Respondent pro se, no appearance.
PER CURIAM
Respondent was admitted to the practice of law in the State of New York by the First [*2]Judicial Department on July 26, 1982, under the name Peter Floyd Anderson Jr. At all times relevant to this proceeding, respondent has maintained an office for the practice of law within the First Judicial Department.
The Departmental Disciplinary Committee moves for an order pursuant to Rules of the Appellate Division, First Department (22 NYCRR) § 603.4(e)(1)(ii) and (iii) immediately suspending respondent from the practice of law until further order of this Court, based upon substantial admissions under oath of misconduct and other uncontested evidence of professional misconduct, in the form of bank records, which immediately threatens the public interest.
Respondent was served with the Committee's motion, and he has failed to submit a response.
In September 2013, the Committee opened an investigation into respondent's professional conduct after receiving a complaint from a buyer in a real estate transaction who alleged that respondent failed to refund his $65,000 down payment in an aborted transaction. By answer dated October 13, 2013, respondent explained that he was contacted by a former client, Mr. Fraser, who requested that he represent an individual in the sale of property on St. Mark's Avenue in Brooklyn, NY. In October 2012, the contract of sale was executed and respondent deposited the $65,000 down payment at issue into his escrow account.
Thereafter, Fraser directed respondent to pay over to him $64,000, as a "finder's fee" not a contract deposit. Respondent made the payment of $64,000. Pursuant to Fraser's instructions, respondent issued two certified checks totaling $60,000 — one check was disbursed to Agatrtron Realty LLC in the amount of $50,000 and $10,000 issued to Kennedy Funding. Respondent withdrew $4,000 in cash, and kept the remaining $1,000 out of the $65,000 in escrow, as his legal fee for the closing.

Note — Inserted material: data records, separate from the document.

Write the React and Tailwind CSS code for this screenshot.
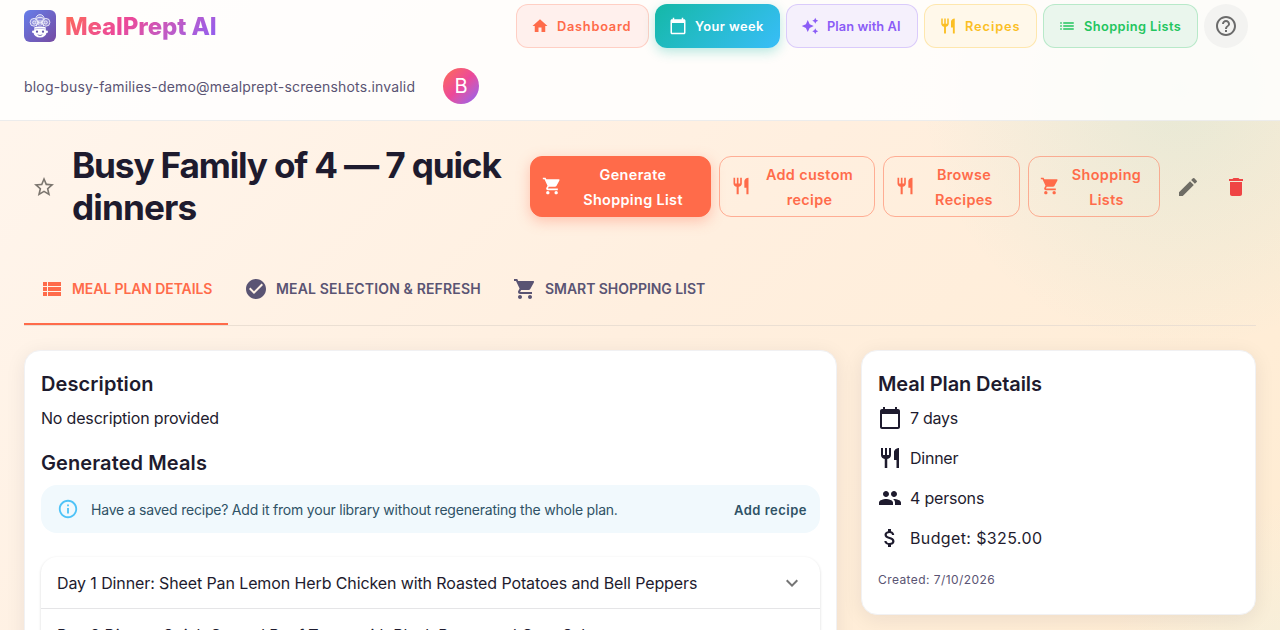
import React from "react";
import {
    MdHome, MdAutoAwesome, MdList, MdHelpOutline, MdStarBorder, MdShoppingCart, MdEdit, MdDelete,
    MdCheckCircle, MdExpandMore, MdPeople, MdAttachMoney, MdInfoOutline
} from "react-icons/md";

const CalendarIcon = ({size = 24, className}) => (
    <svg width={size} height={size} viewBox="0 0 24 24" fill="currentColor" className={className}>
        <path d="M20 3h-1V1h-2v2H7V1H5v2H4c-1.1 0-2 .9-2 2v16c0 1.1.9 2 2 2h16c1.1 0 2-.9 2-2V5c0-1.1-.9-2-2-2zm0 18H4V8h16v13z"/>
    </svg>
);

const RestaurantIcon = ({size = 24, className}) => (
    <svg width={size} height={size} viewBox="0 0 24 24" fill="currentColor" className={className}>
        <path d="M11 9H9V2H7v7H5V2H3v7c0 2.12 1.66 3.84 3.75 3.97V22h2.5v-9.03C11.34 12.84 13 11.12 13 9V2h-2v7zm5-3v8h2.5v8H21V2c-2.76 0-5 2.24-5 4z"/>
    </svg>
);

const ViewListIcon = ({size = 24, className}) => (
    <svg width={size} height={size} viewBox="0 0 24 24" fill="currentColor" className={className}>
        <path d="M3 14h4v-4H3v4zm0 5h4v-4H3v4zM3 9h4V5H3v4zm5 5h13v-4H8v4zm0 5h13v-4H8v4zM8 5v4h13V5H8z"/>
    </svg>
);

const navItems = [
    {label: "Dashboard", icon: MdHome, box: "w-[133px] pl-3.5 border border-[#ff6b4a]/25 bg-[#fff0ed] text-[#ff6b4a]", text: "tracking-[0.75px]"},
    {label: "Your week", icon: CalendarIcon, box: "w-[125px] pl-[13px] border border-transparent bg-linear-135 from-[#14b8a6] to-[#38bdf8] bg-origin-border text-white shadow-[0_4px_12px_rgba(20,184,166,0.3)]", text: "tracking-[0.45px]"},
    {label: "Plan with AI", icon: MdAutoAwesome, box: "w-[132px] pl-3.5 border border-[#8b5cf6]/25 bg-[#f5f0fc] text-[#8b5cf6]", text: "tracking-[0.08px]"},
    {label: "Recipes", icon: RestaurantIcon, box: "w-[113px] pl-3.5 border border-[#fbbf24]/30 bg-[#fff8ea] text-[#fbbf24]", text: "tracking-[0.9px]"},
    {label: "Shopping Lists", icon: MdList, box: "w-[155px] pl-3.5 border border-[#22c55e]/25 bg-[#eaf6ed] text-[#22c55e]", text: "tracking-[0.42px]"},
];

const actions = [
    {lines: ["Generate", "Shopping List"], icon: MdShoppingCart, box: "w-[181px] border-[#ff6b4a] bg-[#ff6b4a] text-white shadow-[0_4px_14px_rgba(255,107,74,0.35)]"},
    {lines: ["Add custom", "recipe"], icon: RestaurantIcon, box: "w-[156px] border-[#ff6b4a]/50 text-[#ff6b4a]"},
    {lines: ["Browse", "Recipes"], icon: RestaurantIcon, box: "w-[137px] border-[#ff6b4a]/50 text-[#ff6b4a]"},
    {lines: ["Shopping", "Lists"], icon: MdShoppingCart, box: "w-[132px] border-[#ff6b4a]/50 text-[#ff6b4a]"},
];

const tabs = [
    {label: "MEAL PLAN DETAILS", icon: ViewListIcon, box: "w-[204px] border-[#ff6b4a] text-[#ff6b4a]", text: "tracking-[-0.1px]"},
    {label: "MEAL SELECTION & REFRESH", icon: MdCheckCircle, box: "w-[269px] border-transparent text-[#5a5473]", text: "tracking-[0.15px]"},
    {label: "SMART SHOPPING LIST", icon: MdShoppingCart, box: "w-[224px] border-transparent text-[#5a5473]", text: "tracking-[-0.05px]"},
];

const details = [
    {label: "7 days", icon: CalendarIcon, text: "tracking-[-0.25px]"},
    {label: "Dinner", icon: RestaurantIcon, text: "tracking-[-0.25px]"},
    {label: "4 persons", icon: MdPeople, text: "tracking-[-0.2px]"},
    {label: "Budget: $325.00", icon: MdAttachMoney, text: "tracking-[0.37px]"},
];

const meals = [
    "Day 1 Dinner: Sheet Pan Lemon Herb Chicken with Roasted Potatoes and Bell Peppers",
    "Day 2 Dinner: Quick Ground Beef Tacos with Black Beans and Corn Salsa",
];

const ChefLogo = () => (
    <svg width="32" height="32" viewBox="0 0 32 32" fill="none" className="shrink-0">
        <defs>
            <linearGradient id="logoBg" x1="0" y1="0" x2="32" y2="32" gradientUnits="userSpaceOnUse">
                <stop stopColor="#667eea"/>
                <stop offset="1" stopColor="#764ba2"/>
            </linearGradient>
        </defs>
        <rect width="32" height="32" rx="6" fill="url(#logoBg)"/>
        {/* hat */}
        <g stroke="white" strokeOpacity="0.85" strokeWidth="0.9" fill="white" fillOpacity="0.22">
            <circle cx="10" cy="12.3" r="3.9"/>
            <circle cx="22" cy="12.3" r="3.9"/>
            <circle cx="16" cy="8.8" r="4.2"/>
            <circle cx="10.2" cy="12.5" r="1.6"/>
            <circle cx="21.8" cy="12.5" r="1.6"/>
            <path d="M12.6 8.4C14 7 18 7 19.4 8.4"/>
            <path d="M14.4 10.4V15.4M17.6 10.4V15.4M16 10V16M12.5 16.3L13 13M19.5 16.3L19 13"/>
        </g>
        <path d="M10.3 17.2C13 16.1 19 16.1 21.7 17.2V20H10.3Z" fill="white"/>
        {/* face */}
        <ellipse cx="16" cy="22.4" rx="6.5" ry="5.2" fill="white"/>
        <circle cx="9.2" cy="21.8" r="1.2" fill="white"/>
        <circle cx="22.8" cy="21.8" r="1.2" fill="white"/>
        <path d="M10.8 19C13 18.2 19 18.2 21.2 19" stroke="#8a7fd0" strokeWidth="0.5"/>
        <circle cx="13" cy="21.7" r="1.1" fill="#6157a8"/>
        <circle cx="19" cy="21.7" r="1.1" fill="#6157a8"/>
        <path d="M13.7 24.6C15 25.8 17 25.8 18.3 24.6" stroke="#6157a8" strokeWidth="0.8"/>
    </svg>
);

const Header = () => (
    <header className="h-[121px] shrink-0 border-b border-[#ececec] bg-white/85 pt-1 pr-8 pl-6">
        <div className="flex h-11 items-center justify-between">
            <div className="flex items-center gap-[9px]">
                <ChefLogo/>
                <span className="bg-linear-135 from-[#ff6b4a] via-[#ec4899] via-40% to-[#8b5cf6] bg-clip-text pt-0.5 text-2xl font-extrabold tracking-[-0.1px] whitespace-nowrap text-transparent">MealPrept AI</span>
            </div>
            <nav className="flex gap-1.5">
                {navItems.map(({label, icon: Icon, box, text}) => (
                    <button key={label} className={`flex h-11 items-center gap-2 rounded-xl font-semibold whitespace-nowrap ${box}`}>
                        <Icon size={18} className="shrink-0"/>
                        <span className={`pt-0.5 text-[12.8px] ${text}`}>{label}</span>
                    </button>
                ))}
                <button className="flex size-11 items-center justify-center rounded-full bg-[#f3f3f1] text-[#6b6b6b]">
                    <MdHelpOutline size={24}/>
                </button>
            </nav>
        </div>
        <div className="mt-5 flex h-9 items-center">
            <span className="w-[419px] pt-0.5 text-sm tracking-[0.175px] text-[#5a5473]">blog-busy-families-demo@mealprept-screenshots.invalid</span>
            <span className="flex size-9 items-center justify-center rounded-full bg-linear-135 from-[#ff6b4a] via-[#ec4899] to-[#8b5cf6] text-xl text-white">B</span>
        </div>
    </header>
);

const PlanTitle = () => (
    <div className="mt-[23px] flex h-[84px] items-center">
        <button className="flex size-10 items-center justify-center pt-0.5 text-[#7c766f]">
            <MdStarBorder size={24}/>
        </button>
        <h1 className="ml-2 w-[458px] text-[35.2px] leading-[42px] font-bold tracking-[-1.17px] text-[#1e1b2e]">
            Busy Family of 4 — 7 quick<br/><span className="tracking-[-0.9px]">dinners</span>
        </h1>
        <div className="flex gap-2">
            {actions.map(({lines, icon: Icon, box}) => (
                <button key={lines.join(" ")} className={`flex h-[61px] items-center rounded-xl border pr-3.5 pl-[11px] text-[14.4px] leading-[25px] font-semibold ${box}`}>
                    <Icon size={20} className="shrink-0"/>
                    <span className="ml-2 flex-1 pt-0.5 text-center tracking-[0.36px] whitespace-nowrap">
                        {lines[0]}<br/>{lines[1]}
                    </span>
                </button>
            ))}
            <button className="flex size-10 items-center justify-center self-center pt-0.5 text-[#6f6d65]">
                <MdEdit size={24}/>
            </button>
            <button className="flex size-10 items-center justify-center self-center pt-0.5 text-[#ef4444]">
                <MdDelete size={24}/>
            </button>
        </div>
    </div>
);

const Tabs = () => (
    <div className="mt-[25px] flex h-[73px] border-b border-[#ebdfd3]">
        {tabs.map(({label, icon: Icon, box, text}) => (
            <button key={label} className={`flex h-[72px] items-center gap-2 border-b-2 px-4 pt-0.5 text-sm font-semibold whitespace-nowrap ${box}`}>
                <Icon size={24} className="shrink-0"/>
                <span className={text}>{label}</span>
            </button>
        ))}
    </div>
);

const MealsCard = () => (
    <section className="h-[420px] w-[813px] rounded-2xl border border-[#f1f1f3] bg-white px-4 pt-[17px] shadow-[0_4px_20px_rgba(30,27,46,0.08)]">
        <h2 className="text-xl leading-8 font-semibold tracking-[0.1px]">Description</h2>
        <p className="mt-1.5 leading-6 tracking-[-0.18px]">No description provided</p>
        <h2 className="mt-[17px] text-xl leading-8 font-semibold tracking-[0.1px]">Generated Meals</h2>
        <div className="mt-1.5 flex h-12 items-center rounded-2xl bg-[#f1f9fd] pr-[13px] pl-4 text-[#2f5266]">
            <MdInfoOutline size={22} className="text-[#4fc3f7]"/>
            <span className="ml-3 flex-1 pt-0.5 text-sm tracking-[-0.21px] whitespace-nowrap">Have a saved recipe? Add it from your library without regenerating the whole plan.</span>
            <button className="pt-[3px] text-[13px] font-semibold tracking-[0.5px]">Add recipe</button>
        </div>
        <div className="mt-6 rounded-2xl shadow-[0_1px_3px_rgba(0,0,0,0.16)]">
            {meals.map((meal) => (
                <div key={meal} className="flex h-[52px] items-center justify-between border-b border-[#e5e5e7] px-4">
                    <span className="tracking-[-0.11px] whitespace-nowrap">{meal}</span>
                    <MdExpandMore size={24} className="text-[#757575]"/>
                </div>
            ))}
        </div>
    </section>
);

const DetailsCard = () => (
    <section className="h-[265px] w-[395px] rounded-2xl border border-[#f1f1f3] bg-white px-4 pt-[17px] shadow-[0_4px_20px_rgba(30,27,46,0.08)]">
        <h2 className="text-xl leading-8 font-semibold tracking-[-0.1px]">Meal Plan Details</h2>
        <ul className="mt-1.5 flex flex-col gap-4">
            {details.map(({label, icon: Icon, text}) => (
                <li key={label} className="flex h-6 items-center gap-2">
                    <Icon size={24}/>
                    <span className={text}>{label}</span>
                </li>
            ))}
        </ul>
        <p className="mt-5 text-xs leading-5 tracking-[0.42px] text-[#5a5473]">Created: 7/10/2026</p>
    </section>
);

export default function App() {
    return (
        <div className="flex h-[630px] w-[1280px] flex-col overflow-hidden bg-[radial-gradient(circle_at_1180px_90px,rgba(20,184,166,0.10),transparent_260px),radial-gradient(circle_at_1300px_700px,rgba(230,245,235,0.45),transparent_200px),linear-gradient(135deg,#fff6ee_0%,#ffefdf_50%,#ffecd2_100%)] font-['Inter','Liberation_Sans',sans-serif] text-[#1e1b2e]">
            <Header/>
            <main className="px-6">
                <PlanTitle/>
                <Tabs/>
                <div className="mt-6 flex items-start gap-6">
                    <MealsCard/>
                    <DetailsCard/>
                </div>
            </main>
        </div>
    );
}
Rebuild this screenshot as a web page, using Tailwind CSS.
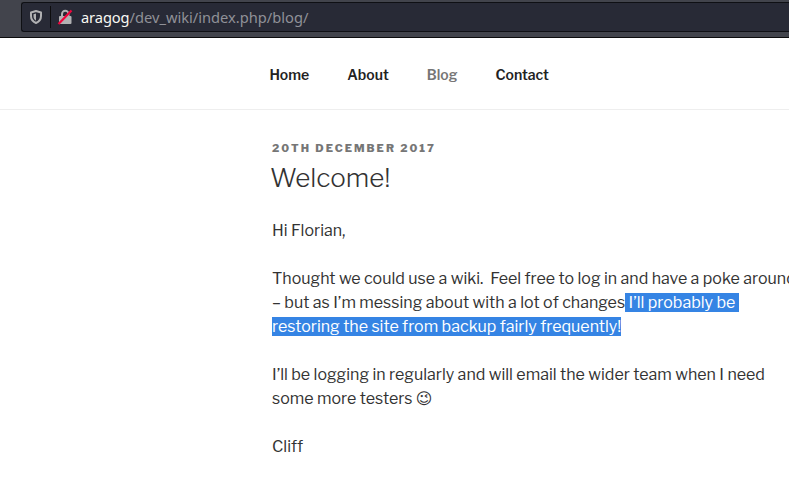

Due to title issues, the sale never closed. The buyer demanded that respondent return the $65,000 down payment. Respondent asserts that he notified Fraser of the buyer's demand and advised Fraser to contact the buyer. According to respondent, Fraser was adamant that the $65,000 was a finder's fee. However, the contract of sale makes no reference to any finder's fee and the $65,000 at issue is denominated as a down payment. Fraser did not return the funds, and respondent has been unable to recover the $65,000 from Fraser.
On April 22, 2014, during his deposition before the Committee, respondent testified that he never requested permission from the client or his counsel to disburse the $65,000, nor did he inform them that he had disbursed the down payment. Further, respondent's bank records and deposition testimony evince other escrow related misconduct. Specifically, between September 2010 and December 2013, respondent made approximately 200 ATM cash withdrawals from his escrow account in varying amounts which totaled approximately $47,000. Respondent did not dispute the accuracy of the bank records and he admitted to leaving earned legal fees in his escrow account. Moreover, respondent admitted during his testimony that there are over $200,000 in tax liens entered against him.
Given respondent's admissions in his answers during his deposition, as well as the subpoenaed records of his escrow account, we find that the record presents evidence that respondent misappropriated and/or converted third-party funds, improperly made repeated ATM cash withdrawals from his escrow account, and commingled personal funds with client funds while $200,000 in tax liens loomed over any funds that he maintained outside of his escrow account. Such conduct constitutes professional misconduct that immediately threatens the public [*3]interest, thereby warranting his immediate suspension from the practice of law (see Matter of Getreu, 113 AD3d 148 [1st Dept 2013]; Matter of Kennedy, 87 AD3d 107 [1st Dept 2011]; Matter of Satta, 211 AD2d 65 [1st Dept 1995]).
Accordingly, the Committee's motion should be granted and respondent suspended from the practice of law, pursuant to 22 NYCRR 603.4(e)(1)(ii) and (iii), effective immediately, until such time as disciplinary matters pending before the Committee have been concluded and until the further order of this Court.
All concur.
Order filed.
(Entered October 7, 2014)
Moskowitz, J.P., DeGrasse, Freedman, Clark, and Kapnick, JJ.
Respondent suspended from the practice of law in the State of New York, effective the date hereof, until such time
as disciplinary matters pending before the Committee have been concluded, and until further order of this Court. Opinion Per Curiam. All concur.